Martin reflects on the deep respect that McCartney showed for his late bandmates’ artistry while working on “Now and Then,” McCartney’s first official Beatles production credit. “Paul was like, ‘This is not a tribute record. We’re not trying to recreate other Beatles songs here,’” Martin recalls. For instance, when McCartney came up with a new Harrison-inspired slide-guitar solo, Martin says “he would spend a large amount of time trying to understand what George was trying to do on the guitar, going, ‘This is what George did, and we need to respect this, because he’s not here.’” (It should be noted that Harrison was the Beatle who most strongly advocated for abandoning “Now and Then” back in 1995. “George was always wary of pushing things too far — and also, George often wanted to get back to his garden,” says Martin. “George, I think out of all of them, really left the Beatles.”)

“We need to make sure that this is a band. They’re not here now, so we've got to damn right respect this band. We’re not making a song with no one. They’re on this recording, so we need to make sure damn sure that we hear them on this recording. Whatever they did before, we have to respect it completely,” Martin explains of the approach he and McCartney took in the studio. “And that was really important when we worked on John’s voice. What was great is that we improved the quality of John’s voice as we worked on the track, which gave us more space to do things. On the original demo Paul played me [that McCartney had already been working on], it started louder, because John’s voice was too fragile, in a way, on its own. And so suddenly, we had more and more John. And when you listen to the song now, it’s unmistakably John Lennon. It’s a John Lennon song. It gives you that resonance of, ‘This is him. This is his artistry here.’”
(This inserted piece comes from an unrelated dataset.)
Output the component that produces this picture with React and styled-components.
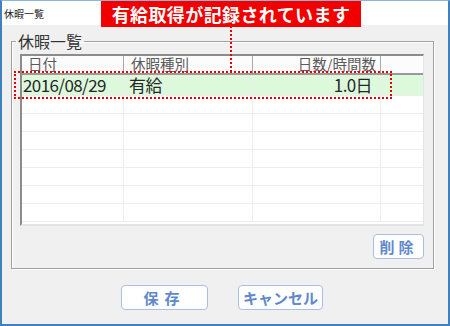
import React from 'react';
import styled, { createGlobalStyle } from 'styled-components';

const GlobalStyle = createGlobalStyle`
  html, body {
    margin: 0;
    padding: 0;
    background: #ffffff;
  }
  body {
    font-family: "Noto Sans CJK JP", "Noto Sans", sans-serif;
  }
`;

const Window = styled.div`
  position: relative;
  width: 450px;
  height: 326px;
  box-sizing: border-box;
  border: 2px solid #3f80c0;
  border-top: 1px solid #8fb4d8;
  display: flex;
  flex-direction: column;
  background: #f0f0f0;
`;

const TitleBar = styled.div`
  height: 24px;
  background: #ffffff;
  display: flex;
  align-items: center;
  padding-left: 2px;
  font-size: 10px;
  color: #222;
`;

const Body = styled.div`
  flex: 1;
  display: flex;
  flex-direction: column;
`;

const Group = styled.fieldset`
  margin: 8px 14px 0 9px;
  padding: 5px 9px 9px 8px;
  border: 1px solid #a0a0a0;
  box-shadow: inset 1px 1px 0 #ffffff, 1px 1px 0 #ffffff;
  min-width: 0;
`;

const Legend = styled.legend`
  font-size: 16px;
  line-height: 16px;
  color: #333;
  padding: 0 2px;
  margin-left: -4px;
`;

const List = styled.div`
  height: 172px;
  box-sizing: border-box;
  background: #ffffff;
  border-left: 2px solid #8c8c8c;
  border-top: 2px solid #8c8c8c;
  border-right: 1px solid #e4e4e4;
  border-bottom: 2px solid #e4e4e4;
  overflow: hidden;
`;

const cols = '102px 129px 128px 1fr';

const HeaderRow = styled.div`
  display: grid;
  grid-template-columns: ${cols};
  height: 17px;
  border-bottom: 2px solid #9a9a9a;
  background: #fcfcfc;
`;

const HeadCell = styled.div`
  font-size: 14.5px;
  line-height: 16px;
  color: #5a5a5a;
  padding: 0 ${p => (p.$right ? '4px' : '0')} 0 ${p => p.$pl || 0}px;
  text-align: ${p => (p.$right ? 'right' : 'left')};
  border-right: ${p => (p.$last ? 'none' : '1px solid #a8a8a8')};
  box-shadow: ${p => (p.$last ? 'none' : '1px 0 0 #ffffff')};
  white-space: nowrap;
`;

const Row = styled.div`
  display: grid;
  grid-template-columns: ${cols};
  height: ${p => (p.$first ? 20 : 17)}px;
  border-bottom: 1px solid #ededed;
  background: ${p => (p.$selected ? '#dcf9dc' : '#ffffff')};
`;

const Cell = styled.div`
  font-size: 17px;
  letter-spacing: -0.6px;
  line-height: 20px;
  color: #262626;
  padding: 0 ${p => (p.$right ? '8px' : '0')} 0 ${p => p.$pl || 0}px;
  text-align: ${p => (p.$right ? 'right' : 'left')};
  border-right: ${p => (p.$last ? 'none' : '1px solid #ededed')};
  white-space: nowrap;
`;

const ActionRow = styled.div`
  display: flex;
  justify-content: ${p => p.$center ? 'center' : 'flex-end'};
  gap: 30px;
  margin-top: ${p => p.$mt}px;
  padding-right: ${p => p.$pr || 0}px;
`;

const Button = styled.button`
  width: ${p => p.$w}px;
  height: 25px;
  box-sizing: border-box;
  background: #ffffff;
  border: 1px solid #a8c0e4;
  border-radius: 4px;
  font-family: "Noto Sans CJK JP", sans-serif;
  font-size: 15px;
  font-weight: 700;
  color: #6088cc;
  letter-spacing: ${p => p.$ls || 0}px;
  padding: 0;
  display: flex;
  align-items: center;
  justify-content: center;
`;

const Callout = styled.div`
  position: absolute;
  left: 99px;
  top: 0;
  width: 260px;
  height: 26px;
  background: #f20000;
  color: #ffffff;
  font-size: 18px;
  font-weight: 700;
  letter-spacing: 0.4px;
  display: flex;
  align-items: center;
  justify-content: center;
`;

const Leader = styled.div`
  position: absolute;
  left: 228px;
  top: 25px;
  width: 0;
  height: 46px;
  border-left: 2px dotted #e60000;
`;

const Marker = styled.div`
  position: absolute;
  left: 12px;
  top: 70px;
  width: 378px;
  height: 28px;
  box-sizing: border-box;
  border: 2px dotted #e60000;
`;

const emptyRows = [0, 1, 2, 3, 4, 5, 6];

export default function App() {
  return (
    <>
      <GlobalStyle />
      <Window>
        <TitleBar>休暇一覧</TitleBar>
        <Body>
          <Group>
            <Legend>休暇一覧</Legend>
            <List>
              <HeaderRow>
                <HeadCell $pl={6}>日付</HeadCell>
                <HeadCell $pl={7}>休暇種別</HeadCell>
                <HeadCell $right>日数/時間数</HeadCell>
                <HeadCell $last />
              </HeaderRow>
              <Row $first $selected>
                <Cell $pl={1}>2016/08/29</Cell>
                <Cell $pl={5}>有給</Cell>
                <Cell $right>1.0日</Cell>
                <Cell $last />
              </Row>
              {emptyRows.map(i => (
                <Row key={i}>
                  <Cell />
                  <Cell />
                  <Cell />
                  <Cell $last />
                </Row>
              ))}
            </List>
            <ActionRow $mt={8}>
              <Button $w={51} $ls={4}>削除</Button>
            </ActionRow>
          </Group>
          <ActionRow $center $mt={16} $pr={6}>
            <Button $w={87} $ls={6}>保存</Button>
            <Button $w={85}>キャンセル</Button>
          </ActionRow>
        </Body>
        <Callout>有給取得が記録されています</Callout>
        <Leader />
        <Marker />
      </Window>
    </>
  );
}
At the emotional climax of Murray’s mini-documentary, Now and Then – The Last Beatles Song, McCartney marvels, “All of those memories come flooding back. How lucky was I to have those men in my life and to work with those men so intimately, and to come up with such a body of music, to still be working on Beatles music in 2023? Wow.” Martin muses, “I speak with Paul, and it’s almost with regrets that he knows that the Beatles is the best it’s ever been. It’s the best band he’s been in. He never got that band back. It was his best band — and he’s been in some pretty good ones! But that magic they had was completely unique. In retrospect, they look back and go, ‘That was the best time, the best collaboration I’ve had.’ … And the fact of the matter is, Paul has said to me, ‘There are four Beatles, and only the four of us knew what it was like to be in the Beatles. No one else did, and no one else ever will.’”

The Beatles in 1968. (Universal Music)
The Beatles in 1968. (Universal Music)

It seems McCartney had been chasing “Now and Then” since 1995, but Martin doesn’t believe its release, three decades after it was shelved and four whole decades after Lennon recorded the demo, brings any closure for either McCartney or Starr — because that was never the point. “I think they have closure anyway. I don’t think they're paralyzed; they certainly don't act like they are paralyzed by any sense of loss from what they've done. I think that's a different thing from just missing someone you love,” Martin explains. “And I just hope that ‘Now and Then’ makes [listeners] love and miss whoever they love and miss. I think as a song it's deeply bittersweet, and I just hope people enjoy it. It's as simple as that.

“That’s why we do this: We do all this for people who love and enjoy music. That’s the only reason why we do it. It's not as though the Beatles need recognition. It’s not as though Paul sits there thinking, ‘Oh, what’s the next marketing exercise for the Beatles?’ I just love the fact that he did this because he wanted to work with his mate again.”

A Peter Jackson-directed music video for “Now and Then,” featuring unseen performance footage provided by former Beatles drummer Pete Best and home movie footage provided by John Lennon’s son Sean and George Harrison’s widow Olivia, will premiere Nov. 3. The track will appear on an expanded, remixed edition of The Beatles 1967-1970 (“The Blue Album”), which will be reissued along with The Beatles 1962-1966 (“The Red Album’”) on Nov. 10.